------ Source excerpt ------
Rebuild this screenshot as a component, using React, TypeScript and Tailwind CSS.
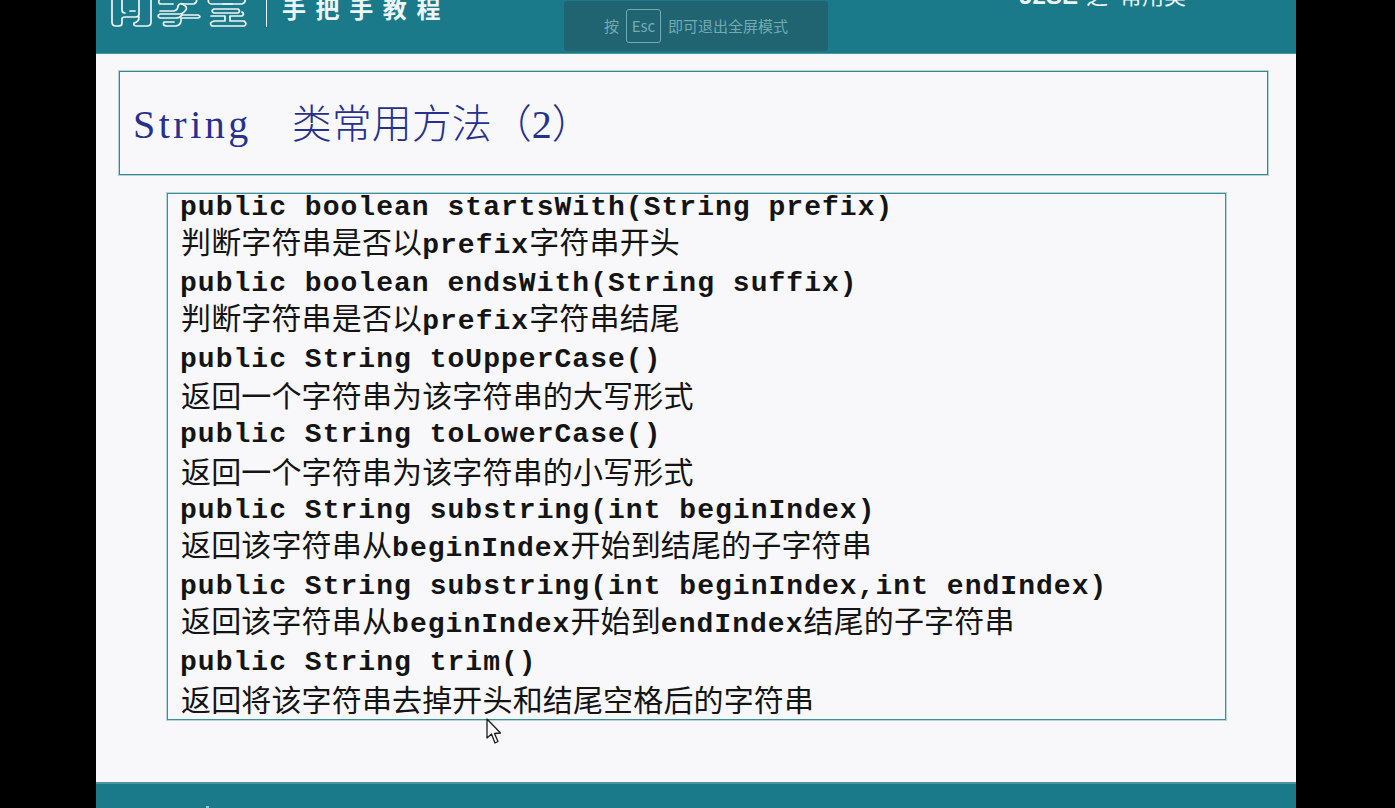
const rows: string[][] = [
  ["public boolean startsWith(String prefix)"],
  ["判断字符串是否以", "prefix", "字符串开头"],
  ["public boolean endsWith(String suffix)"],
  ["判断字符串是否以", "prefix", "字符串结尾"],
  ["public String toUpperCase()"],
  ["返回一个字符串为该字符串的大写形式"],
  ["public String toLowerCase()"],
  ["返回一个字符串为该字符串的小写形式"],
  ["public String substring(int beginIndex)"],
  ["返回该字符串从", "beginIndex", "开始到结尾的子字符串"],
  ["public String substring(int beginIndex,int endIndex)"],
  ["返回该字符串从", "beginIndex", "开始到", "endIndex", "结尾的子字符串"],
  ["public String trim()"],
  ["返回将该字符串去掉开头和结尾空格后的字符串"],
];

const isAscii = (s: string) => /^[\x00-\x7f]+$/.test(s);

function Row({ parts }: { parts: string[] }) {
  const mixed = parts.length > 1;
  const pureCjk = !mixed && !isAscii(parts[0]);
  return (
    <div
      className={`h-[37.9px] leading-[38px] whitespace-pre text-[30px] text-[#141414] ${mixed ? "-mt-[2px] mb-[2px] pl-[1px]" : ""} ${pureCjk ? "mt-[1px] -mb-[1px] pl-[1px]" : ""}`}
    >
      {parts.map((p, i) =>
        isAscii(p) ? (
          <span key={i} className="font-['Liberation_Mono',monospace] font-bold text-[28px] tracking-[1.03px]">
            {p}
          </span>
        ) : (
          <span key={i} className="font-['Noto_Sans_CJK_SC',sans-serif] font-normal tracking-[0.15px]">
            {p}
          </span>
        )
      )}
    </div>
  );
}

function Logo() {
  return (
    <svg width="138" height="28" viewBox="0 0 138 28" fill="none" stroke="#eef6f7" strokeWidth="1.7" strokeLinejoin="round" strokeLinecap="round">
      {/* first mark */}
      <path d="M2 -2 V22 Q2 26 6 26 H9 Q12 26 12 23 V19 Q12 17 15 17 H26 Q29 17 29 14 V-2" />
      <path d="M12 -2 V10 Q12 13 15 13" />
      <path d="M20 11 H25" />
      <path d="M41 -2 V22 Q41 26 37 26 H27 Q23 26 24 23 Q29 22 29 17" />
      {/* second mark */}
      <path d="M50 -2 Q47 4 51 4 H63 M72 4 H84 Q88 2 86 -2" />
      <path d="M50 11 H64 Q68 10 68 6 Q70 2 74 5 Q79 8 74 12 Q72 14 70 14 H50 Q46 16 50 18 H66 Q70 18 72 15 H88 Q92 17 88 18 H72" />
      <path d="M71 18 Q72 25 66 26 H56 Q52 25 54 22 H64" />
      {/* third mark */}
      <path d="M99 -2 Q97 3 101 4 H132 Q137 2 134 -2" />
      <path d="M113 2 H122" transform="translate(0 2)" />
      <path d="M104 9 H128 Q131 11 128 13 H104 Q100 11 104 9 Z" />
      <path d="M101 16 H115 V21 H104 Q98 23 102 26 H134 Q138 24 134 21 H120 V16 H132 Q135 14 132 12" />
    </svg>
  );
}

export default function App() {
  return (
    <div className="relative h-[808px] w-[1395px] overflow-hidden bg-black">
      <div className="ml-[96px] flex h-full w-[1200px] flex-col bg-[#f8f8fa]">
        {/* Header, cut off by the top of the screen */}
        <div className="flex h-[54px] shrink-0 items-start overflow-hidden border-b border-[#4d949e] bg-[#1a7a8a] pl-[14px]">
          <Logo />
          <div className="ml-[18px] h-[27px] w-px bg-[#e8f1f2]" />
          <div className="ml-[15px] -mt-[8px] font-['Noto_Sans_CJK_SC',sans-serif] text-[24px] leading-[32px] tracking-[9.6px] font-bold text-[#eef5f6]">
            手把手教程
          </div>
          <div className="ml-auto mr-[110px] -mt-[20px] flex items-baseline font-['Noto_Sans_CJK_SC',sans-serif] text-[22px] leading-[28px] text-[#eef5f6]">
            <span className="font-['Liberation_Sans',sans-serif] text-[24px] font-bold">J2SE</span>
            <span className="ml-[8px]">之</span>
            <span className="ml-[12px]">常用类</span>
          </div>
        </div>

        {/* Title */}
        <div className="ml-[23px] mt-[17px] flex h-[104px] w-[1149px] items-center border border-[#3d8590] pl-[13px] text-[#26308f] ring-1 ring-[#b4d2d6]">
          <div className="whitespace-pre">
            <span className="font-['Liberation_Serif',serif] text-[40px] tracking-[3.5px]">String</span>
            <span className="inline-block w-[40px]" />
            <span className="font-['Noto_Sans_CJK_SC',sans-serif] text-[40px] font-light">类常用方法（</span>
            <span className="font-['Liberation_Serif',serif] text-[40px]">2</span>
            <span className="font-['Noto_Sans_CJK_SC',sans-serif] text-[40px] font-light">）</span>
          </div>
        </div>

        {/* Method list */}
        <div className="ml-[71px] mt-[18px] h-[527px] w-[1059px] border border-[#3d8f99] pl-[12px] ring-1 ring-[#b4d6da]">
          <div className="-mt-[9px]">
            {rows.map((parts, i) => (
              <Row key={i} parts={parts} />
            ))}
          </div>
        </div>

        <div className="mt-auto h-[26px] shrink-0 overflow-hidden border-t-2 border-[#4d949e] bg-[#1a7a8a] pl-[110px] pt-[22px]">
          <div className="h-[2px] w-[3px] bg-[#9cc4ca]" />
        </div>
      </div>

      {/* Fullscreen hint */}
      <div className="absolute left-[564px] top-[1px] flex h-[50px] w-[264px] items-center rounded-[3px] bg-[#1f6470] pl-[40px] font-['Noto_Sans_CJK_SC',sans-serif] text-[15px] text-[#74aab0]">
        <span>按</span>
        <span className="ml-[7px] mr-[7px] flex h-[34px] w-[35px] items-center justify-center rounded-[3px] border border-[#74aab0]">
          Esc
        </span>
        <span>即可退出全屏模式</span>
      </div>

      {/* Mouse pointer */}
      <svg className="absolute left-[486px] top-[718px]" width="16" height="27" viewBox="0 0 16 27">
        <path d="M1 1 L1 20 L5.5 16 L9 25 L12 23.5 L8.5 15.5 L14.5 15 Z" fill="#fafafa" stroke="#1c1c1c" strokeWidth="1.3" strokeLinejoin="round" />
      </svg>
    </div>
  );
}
------
▶ **Task directions**
Without including any pictures, reproduce the listing exactly.

▶ **Task result**
Rebuild this screenshot as a component, using React, TypeScript and Tailwind CSS.
const rows: string[][] = [
  ["public boolean startsWith(String prefix)"],
  ["判断字符串是否以", "prefix", "字符串开头"],
  ["public boolean endsWith(String suffix)"],
  ["判断字符串是否以", "prefix", "字符串结尾"],
  ["public String toUpperCase()"],
  ["返回一个字符串为该字符串的大写形式"],
  ["public String toLowerCase()"],
  ["返回一个字符串为该字符串的小写形式"],
  ["public String substring(int beginIndex)"],
  ["返回该字符串从", "beginIndex", "开始到结尾的子字符串"],
  ["public String substring(int beginIndex,int endIndex)"],
  ["返回该字符串从", "beginIndex", "开始到", "endIndex", "结尾的子字符串"],
  ["public String trim()"],
  ["返回将该字符串去掉开头和结尾空格后的字符串"],
];

const isAscii = (s: string) => /^[\x00-\x7f]+$/.test(s);

function Row({ parts }: { parts: string[] }) {
  const mixed = parts.length > 1;
  const pureCjk = !mixed && !isAscii(parts[0]);
  return (
    <div
      className={`h-[37.9px] leading-[38px] whitespace-pre text-[30px] text-[#141414] ${mixed ? "-mt-[2px] mb-[2px] pl-[1px]" : ""} ${pureCjk ? "mt-[1px] -mb-[1px] pl-[1px]" : ""}`}
    >
      {parts.map((p, i) =>
        isAscii(p) ? (
          <span key={i} className="font-['Liberation_Mono',monospace] font-bold text-[28px] tracking-[1.03px]">
            {p}
          </span>
        ) : (
          <span key={i} className="font-['Noto_Sans_CJK_SC',sans-serif] font-normal tracking-[0.15px]">
            {p}
          </span>
        )
      )}
    </div>
  );
}

function Logo() {
  return (
    <svg width="138" height="28" viewBox="0 0 138 28" fill="none" stroke="#eef6f7" strokeWidth="1.7" strokeLinejoin="round" strokeLinecap="round">
      {/* first mark */}
      <path d="M2 -2 V22 Q2 26 6 26 H9 Q12 26 12 23 V19 Q12 17 15 17 H26 Q29 17 29 14 V-2" />
      <path d="M12 -2 V10 Q12 13 15 13" />
      <path d="M20 11 H25" />
      <path d="M41 -2 V22 Q41 26 37 26 H27 Q23 26 24 23 Q29 22 29 17" />
      {/* second mark */}
      <path d="M50 -2 Q47 4 51 4 H63 M72 4 H84 Q88 2 86 -2" />
      <path d="M50 11 H64 Q68 10 68 6 Q70 2 74 5 Q79 8 74 12 Q72 14 70 14 H50 Q46 16 50 18 H66 Q70 18 72 15 H88 Q92 17 88 18 H72" />
      <path d="M71 18 Q72 25 66 26 H56 Q52 25 54 22 H64" />
      {/* third mark */}
      <path d="M99 -2 Q97 3 101 4 H132 Q137 2 134 -2" />
      <path d="M113 2 H122" transform="translate(0 2)" />
      <path d="M104 9 H128 Q131 11 128 13 H104 Q100 11 104 9 Z" />
      <path d="M101 16 H115 V21 H104 Q98 23 102 26 H134 Q138 24 134 21 H120 V16 H132 Q135 14 132 12" />
    </svg>
  );
}

export default function App() {
  return (
    <div className="relative h-[808px] w-[1395px] overflow-hidden bg-black">
      <div className="ml-[96px] flex h-full w-[1200px] flex-col bg-[#f8f8fa]">
        {/* Header, cut off by the top of the screen */}
        <div className="flex h-[54px] shrink-0 items-start overflow-hidden border-b border-[#4d949e] bg-[#1a7a8a] pl-[14px]">
          <Logo />
          <div className="ml-[18px] h-[27px] w-px bg-[#e8f1f2]" />
          <div className="ml-[15px] -mt-[8px] font-['Noto_Sans_CJK_SC',sans-serif] text-[24px] leading-[32px] tracking-[9.6px] font-bold text-[#eef5f6]">
            手把手教程
          </div>
          <div className="ml-auto mr-[110px] -mt-[20px] flex items-baseline font-['Noto_Sans_CJK_SC',sans-serif] text-[22px] leading-[28px] text-[#eef5f6]">
            <span className="font-['Liberation_Sans',sans-serif] text-[24px] font-bold">J2SE</span>
            <span className="ml-[8px]">之</span>
            <span className="ml-[12px]">常用类</span>
          </div>
        </div>

        {/* Title */}
        <div className="ml-[23px] mt-[17px] flex h-[104px] w-[1149px] items-center border border-[#3d8590] pl-[13px] text-[#26308f] ring-1 ring-[#b4d2d6]">
          <div className="whitespace-pre">
            <span className="font-['Liberation_Serif',serif] text-[40px] tracking-[3.5px]">String</span>
            <span className="inline-block w-[40px]" />
            <span className="font-['Noto_Sans_CJK_SC',sans-serif] text-[40px] font-light">类常用方法（</span>
            <span className="font-['Liberation_Serif',serif] text-[40px]">2</span>
            <span className="font-['Noto_Sans_CJK_SC',sans-serif] text-[40px] font-light">）</span>
          </div>
        </div>

        {/* Method list */}
        <div className="ml-[71px] mt-[18px] h-[527px] w-[1059px] border border-[#3d8f99] pl-[12px] ring-1 ring-[#b4d6da]">
          <div className="-mt-[9px]">
            {rows.map((parts, i) => (
              <Row key={i} parts={parts} />
            ))}
          </div>
        </div>

        <div className="mt-auto h-[26px] shrink-0 overflow-hidden border-t-2 border-[#4d949e] bg-[#1a7a8a] pl-[110px] pt-[22px]">
          <div className="h-[2px] w-[3px] bg-[#9cc4ca]" />
        </div>
      </div>

      {/* Fullscreen hint */}
      <div className="absolute left-[564px] top-[1px] flex h-[50px] w-[264px] items-center rounded-[3px] bg-[#1f6470] pl-[40px] font-['Noto_Sans_CJK_SC',sans-serif] text-[15px] text-[#74aab0]">
        <span>按</span>
        <span className="ml-[7px] mr-[7px] flex h-[34px] w-[35px] items-center justify-center rounded-[3px] border border-[#74aab0]">
          Esc
        </span>
        <span>即可退出全屏模式</span>
      </div>

      {/* Mouse pointer */}
      <svg className="absolute left-[486px] top-[718px]" width="16" height="27" viewBox="0 0 16 27">
        <path d="M1 1 L1 20 L5.5 16 L9 25 L12 23.5 L8.5 15.5 L14.5 15 Z" fill="#fafafa" stroke="#1c1c1c" strokeWidth="1.3" strokeLinejoin="round" />
      </svg>
    </div>
  );
}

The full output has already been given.